Jesse James’ third NFL season was his best statistically, with 43 catches for 372 yards (8.7 average) and three touchdowns, but to a large degree his season, as well as the team’s, will come to be remembered by one catch Al Riveron decided he didn’t make.

Since the 1970 NFL-AFL merger, Steelers tight ends have been voted to four Pro Bowls. Steelers placekickers have been voted to six.

Before the trade for McDonald, the Steelers didn’t believe they had a No. 1 tight end on their roster, and that belief is what led them to make the trade with the 49ers. McDonald’s injury situation during the 2017 season is somewhat troubling, especially when the five games he missed with the Steelers because of injuries are added to the 16 he missed during his four seasons with the 49ers. According to published reports, McDonald’s cap hit will be $4.3 million in 2018 and $5.1 million in 2019, neither of which are ridiculous numbers for the No. 1 tight end, if that’s in fact what he turns out to be.

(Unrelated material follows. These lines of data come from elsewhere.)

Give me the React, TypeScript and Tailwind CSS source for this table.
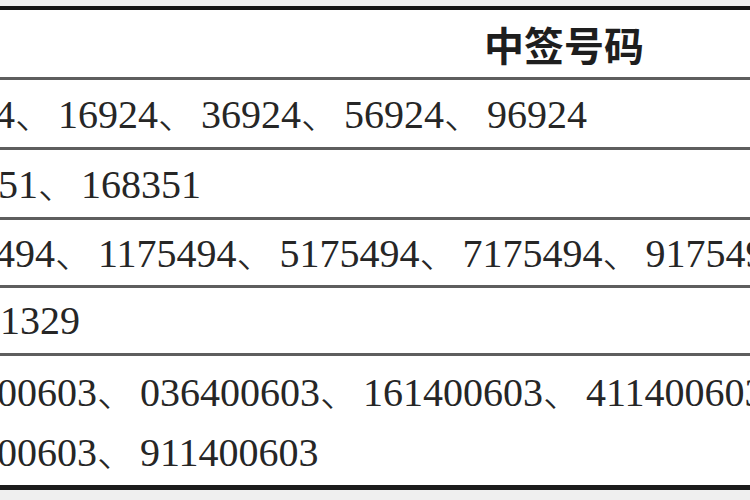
import React from 'react';

const serif = "font-['Liberation_Serif','Noto_Sans_CJK_SC',serif]";

type Line = { nums: string[]; shift: string };

// one line of winning numbers separated by ideographic commas
const NumberLine = ({ nums, shift }: Line) => (
  <div className={`whitespace-nowrap ${shift}`}>
    {nums.map((n, i) => (
      <React.Fragment key={i}>
        {i > 0 && (
          <span className="inline-block w-[43px] font-['Noto_Sans_CJK_SC',sans-serif] text-[38px] font-light">、</span>
        )}
        <span>{n}</span>
      </React.Fragment>
    ))}
  </div>
);

const rows: { h: string; lines: Line[] }[] = [
  { h: 'h-[70px]', lines: [{ nums: ['4', '16924', '36924', '56924', '96924'], shift: '-ml-[5px]' }] },
  { h: 'h-[70px]', lines: [{ nums: ['51', '168351'], shift: '-ml-[2px]' }] },
  {
    h: 'h-[68px]',
    lines: [{ nums: ['494', '1175494', '5175494', '7175494', '9175494'], shift: '-ml-[5px]' }],
  },
  { h: 'h-[68px]', lines: [{ nums: ['1329'], shift: 'ml-0' }] },
  {
    h: 'h-[129px]',
    lines: [
      { nums: ['00603', '036400603', '161400603', '411400603'], shift: '-ml-[3px]' },
      { nums: ['00603', '911400603'], shift: '-ml-[3px]' },
    ],
  },
];

export default function App() {
  return (
    <div className="w-[750px] h-[500px] overflow-hidden bg-[#ededed] flex flex-col">
      <div className="h-[6px] bg-[#ececec]" />
      <div className="flex-1 bg-white border-t-[4px] border-b-[5px] border-t-[#111] border-b-[#1c1c1c] flex flex-col">
        {/* header */}
        <div className="h-[70px] shrink-0 flex items-center border-b-[3px] border-[#5e5e5e] overflow-hidden">
          <span className="ml-[484px] text-[40px] leading-[40px] font-semibold text-[#1e1e1e] font-['Noto_Sans_CJK_SC',sans-serif]">
            中签号码
          </span>
        </div>
        {rows.map((r, i) => (
          <div
            key={i}
            className={`${r.h} shrink-0 flex flex-col justify-center overflow-hidden text-[40px] text-[#262626] ${serif} ${
              r.lines.length > 1 ? 'leading-[57px]' : 'leading-[40px]'
            } ${i < rows.length - 1 ? 'border-b-[3px] border-[#5e5e5e]' : ''}`}
          >
            {r.lines.map((l, j) => (
              <NumberLine key={j} {...l} />
            ))}
          </div>
        ))}
      </div>
      <div className="h-[10px] bg-[#efefef]" />
    </div>
  );
}
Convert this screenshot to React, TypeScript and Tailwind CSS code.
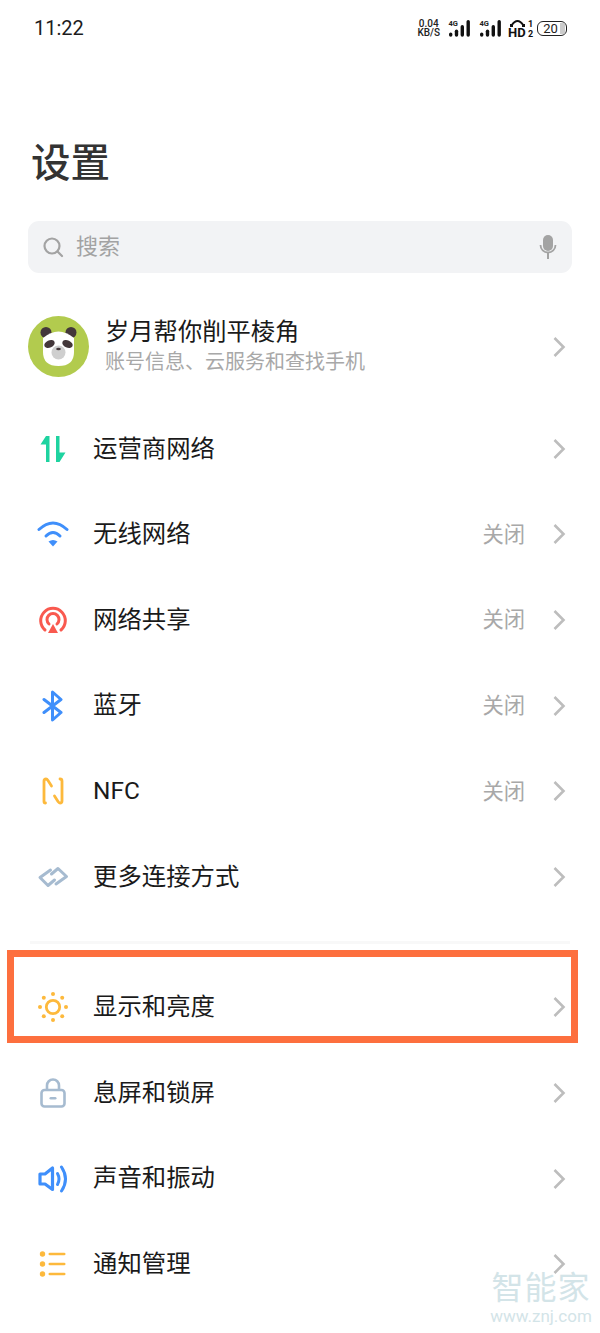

If McDonald lives up to expectations, that would allow James to settle into a role that’s more comfortable for him and it also would remove any urgency to use a premium pick in the upcoming draft on this position. While the Steelers remain intrigued by what McDonald can bring to the offense in 2018, which seemingly would remove any chance of moves made during free agency or in the early rounds of the draft to address the position, don’t discount the possibility there could be some change at the bottom of the depth chart. Jake McGee, who was signed after training camp started last summer after an injury to Scott Orndoff, was impressive as a blocker and spent 2017 on the team’s practice squad. There is a spot on the depth chart here for a player who is a kick-butt blocker, and McGee could turn out to be that guy.